# WHAT THE EXERCISE ASKS
Quote the data below in full, minus the images.

# MATERIAL

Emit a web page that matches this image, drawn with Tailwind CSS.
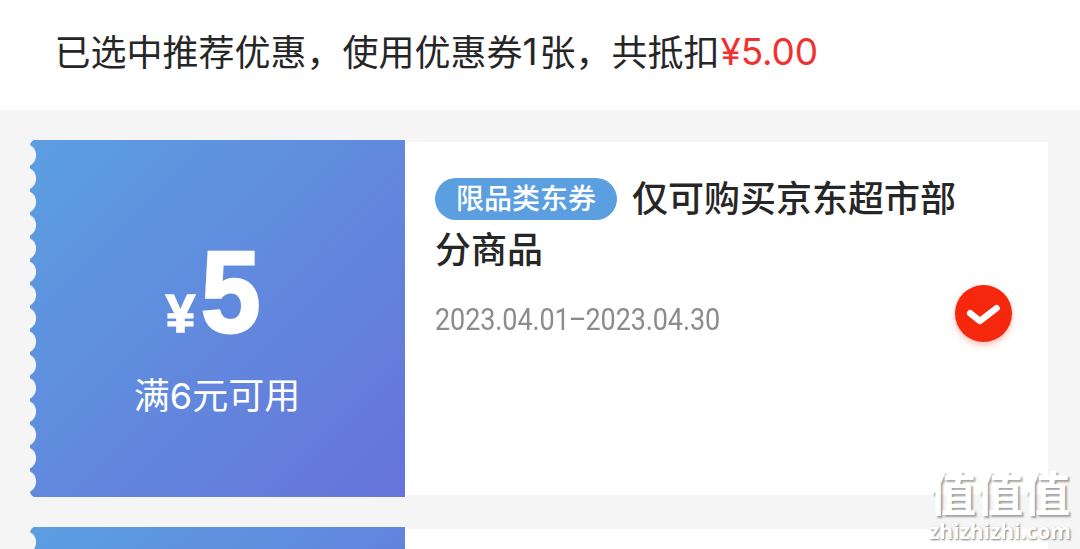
<!DOCTYPE html>
<html lang="zh-CN">

<head>
  <meta charset="UTF-8" />
  <meta name="viewport" content="width=device-width, initial-scale=1.0" />
  <title>优惠券</title>
  <script src="https://cdn.jsdelivr.net/npm/@tailwindcss/browser@4"></script>
</head>

<body class="relative h-[549px] overflow-hidden bg-[#f5f5f5] font-['Noto_Sans_CJK_SC',sans-serif] text-[#262626]">

  <!-- Summary -->
  <header class="flex h-[110px] items-center bg-white pb-[11px] pl-[54.5px] text-[36px] leading-none whitespace-nowrap">
    <span>已选中推荐优惠，使用优惠券</span>
    <span class="w-[17px] pt-[4px] font-['Inter',sans-serif] text-[37px] tracking-[-1px]">1</span>
    <span>张，共抵扣</span>
    <span class="pt-[4px] pl-px font-['Inter',sans-serif] text-[37px] tracking-[-0.2px] text-[#f2302f]">¥5.00</span>
  </header>

  <main class="flex h-[439px] flex-col gap-[30px] overflow-hidden pt-[30px] pr-8 pl-[30px]">
    <!-- Selected coupon -->
    <section class="flex h-[357px] shrink-0">
      <div class="relative flex w-[375px] shrink-0 flex-col items-center bg-linear-[135deg,#5b9fe1,#6774da] text-white">
        <svg class="absolute top-0 left-0 h-full w-[8px]" viewBox="0 0 8 357">
          <defs>
            <pattern id="teeth" width="8" height="23.3" y="3.6" patternUnits="userSpaceOnUse">
              <circle cx="-5.5" cy="11.65" r="11.6" fill="#f5f5f5" />
            </pattern>
          </defs>
          <rect width="8" height="357" fill="url(#teeth)" />
          <path d="M0 0H4Q1 1 0 5ZM0 357H4Q1 356 0 352Z" fill="#f5f5f5" />
        </svg>
        <div class="mt-[98px] mr-[4px] flex h-[115px] items-baseline font-['Liberation_Sans',sans-serif] leading-none font-bold">
          <span class="mr-[6px] text-[53px] [-webkit-text-stroke:1.5px_white]">¥</span>
          <span class="origin-left scale-x-[0.93] text-[115px] leading-[108px] [-webkit-text-stroke:3px_white]">5</span>
        </div>
        <p class="mt-[22px] mr-px flex text-[36px] leading-[36px]">
          <span>满</span><span class="pt-[3px] font-['Inter',sans-serif] text-[36px]">6</span><span>元可用</span>
        </p>
      </div>

      <div class="mt-[2px] flex h-[353px] grow bg-white pl-[30px]">
        <div class="w-[530px] shrink-0 pt-[31px]">
          <h2 class="text-[36px] font-medium">
            <span class="flex h-[51px] items-center">
              <span class="mr-[15px] flex h-[42px] w-[182px] items-center justify-center rounded-full bg-[#5b9fe1] pb-[3px] text-[28px] leading-none text-white">限品类东券</span>
              <span class="pb-[5px] leading-none">仅可购买京东超市部</span>
            </span>
            <span class="flex h-[51px] items-center pb-[5px] leading-none">分商品</span>
          </h2>
          <p class="mt-[27px] w-fit origin-left scale-x-[0.87] font-['Roboto',sans-serif] text-[31px] leading-[36px] tracking-[-0.1px] whitespace-nowrap text-[#8c8c8c]">2023.04.01<span class="mx-[-1px]">–</span>2023.04.30</p>
        </div>
        <svg class="mt-[133px] -ml-[20px] h-[80px] w-[80px] shrink-0" viewBox="0 0 80 80">
          <circle cx="38.5" cy="38.5" r="28.5" fill="#f5270d" class="drop-shadow-[0_3px_3px_rgba(245,39,13,0.3)]" />
          <path d="M25.2 38.2L34.9 46L51.5 33.2" fill="none" stroke="#fff" stroke-width="6.5" stroke-linecap="round" stroke-linejoin="round" />
        </svg>
      </div>
    </section>

    <!-- Next coupon -->
    <section class="flex h-[22px] shrink-0">
      <div class="relative w-[375px] shrink-0 overflow-hidden bg-linear-[135deg,#5b9fe1,#6284de]">
        <svg class="absolute top-0 left-0 h-[22px] w-[8px]" viewBox="0 0 8 22">
          <rect width="8" height="22" fill="url(#teeth)" />
          <path d="M0 0H4Q1 1 0 5Z" fill="#f5f5f5" />
        </svg>
      </div>
      <div class="mt-[2px] grow bg-white"></div>
    </section>
  </main>

  <!-- Watermark -->
  <div class="absolute top-[464px] left-[929px] w-[143px] text-white">
    <p class="h-[53px] text-[47px] leading-[53px] font-bold whitespace-nowrap text-shadow-[2px_2px_2px_rgb(0_0_0/0.35)]">值值值</p>
    <p class="font-['Open_Sans',sans-serif] text-[21px] leading-[28px] font-bold whitespace-nowrap text-shadow-[1px_1px_2px_rgb(0_0_0/0.5)]">zhizhizhi.com</p>
  </div>

</body>

</html>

# WRITTEN SOLUTION
Emit a web page that matches this image, drawn with Tailwind CSS.
<!DOCTYPE html>
<html lang="zh-CN">

<head>
  <meta charset="UTF-8" />
  <meta name="viewport" content="width=device-width, initial-scale=1.0" />
  <title>优惠券</title>
  <script src="https://cdn.jsdelivr.net/npm/@tailwindcss/browser@4"></script>
</head>

<body class="relative h-[549px] overflow-hidden bg-[#f5f5f5] font-['Noto_Sans_CJK_SC',sans-serif] text-[#262626]">

  <!-- Summary -->
  <header class="flex h-[110px] items-center bg-white pb-[11px] pl-[54.5px] text-[36px] leading-none whitespace-nowrap">
    <span>已选中推荐优惠，使用优惠券</span>
    <span class="w-[17px] pt-[4px] font-['Inter',sans-serif] text-[37px] tracking-[-1px]">1</span>
    <span>张，共抵扣</span>
    <span class="pt-[4px] pl-px font-['Inter',sans-serif] text-[37px] tracking-[-0.2px] text-[#f2302f]">¥5.00</span>
  </header>

  <main class="flex h-[439px] flex-col gap-[30px] overflow-hidden pt-[30px] pr-8 pl-[30px]">
    <!-- Selected coupon -->
    <section class="flex h-[357px] shrink-0">
      <div class="relative flex w-[375px] shrink-0 flex-col items-center bg-linear-[135deg,#5b9fe1,#6774da] text-white">
        <svg class="absolute top-0 left-0 h-full w-[8px]" viewBox="0 0 8 357">
          <defs>
            <pattern id="teeth" width="8" height="23.3" y="3.6" patternUnits="userSpaceOnUse">
              <circle cx="-5.5" cy="11.65" r="11.6" fill="#f5f5f5" />
            </pattern>
          </defs>
          <rect width="8" height="357" fill="url(#teeth)" />
          <path d="M0 0H4Q1 1 0 5ZM0 357H4Q1 356 0 352Z" fill="#f5f5f5" />
        </svg>
        <div class="mt-[98px] mr-[4px] flex h-[115px] items-baseline font-['Liberation_Sans',sans-serif] leading-none font-bold">
          <span class="mr-[6px] text-[53px] [-webkit-text-stroke:1.5px_white]">¥</span>
          <span class="origin-left scale-x-[0.93] text-[115px] leading-[108px] [-webkit-text-stroke:3px_white]">5</span>
        </div>
        <p class="mt-[22px] mr-px flex text-[36px] leading-[36px]">
          <span>满</span><span class="pt-[3px] font-['Inter',sans-serif] text-[36px]">6</span><span>元可用</span>
        </p>
      </div>

      <div class="mt-[2px] flex h-[353px] grow bg-white pl-[30px]">
        <div class="w-[530px] shrink-0 pt-[31px]">
          <h2 class="text-[36px] font-medium">
            <span class="flex h-[51px] items-center">
              <span class="mr-[15px] flex h-[42px] w-[182px] items-center justify-center rounded-full bg-[#5b9fe1] pb-[3px] text-[28px] leading-none text-white">限品类东券</span>
              <span class="pb-[5px] leading-none">仅可购买京东超市部</span>
            </span>
            <span class="flex h-[51px] items-center pb-[5px] leading-none">分商品</span>
          </h2>
          <p class="mt-[27px] w-fit origin-left scale-x-[0.87] font-['Roboto',sans-serif] text-[31px] leading-[36px] tracking-[-0.1px] whitespace-nowrap text-[#8c8c8c]">2023.04.01<span class="mx-[-1px]">–</span>2023.04.30</p>
        </div>
        <svg class="mt-[133px] -ml-[20px] h-[80px] w-[80px] shrink-0" viewBox="0 0 80 80">
          <circle cx="38.5" cy="38.5" r="28.5" fill="#f5270d" class="drop-shadow-[0_3px_3px_rgba(245,39,13,0.3)]" />
          <path d="M25.2 38.2L34.9 46L51.5 33.2" fill="none" stroke="#fff" stroke-width="6.5" stroke-linecap="round" stroke-linejoin="round" />
        </svg>
      </div>
    </section>

    <!-- Next coupon -->
    <section class="flex h-[22px] shrink-0">
      <div class="relative w-[375px] shrink-0 overflow-hidden bg-linear-[135deg,#5b9fe1,#6284de]">
        <svg class="absolute top-0 left-0 h-[22px] w-[8px]" viewBox="0 0 8 22">
          <rect width="8" height="22" fill="url(#teeth)" />
          <path d="M0 0H4Q1 1 0 5Z" fill="#f5f5f5" />
        </svg>
      </div>
      <div class="mt-[2px] grow bg-white"></div>
    </section>
  </main>

  <!-- Watermark -->
  <div class="absolute top-[464px] left-[929px] w-[143px] text-white">
    <p class="h-[53px] text-[47px] leading-[53px] font-bold whitespace-nowrap text-shadow-[2px_2px_2px_rgb(0_0_0/0.35)]">值值值</p>
    <p class="font-['Open_Sans',sans-serif] text-[21px] leading-[28px] font-bold whitespace-nowrap text-shadow-[1px_1px_2px_rgb(0_0_0/0.5)]">zhizhizhi.com</p>
  </div>

</body>

</html>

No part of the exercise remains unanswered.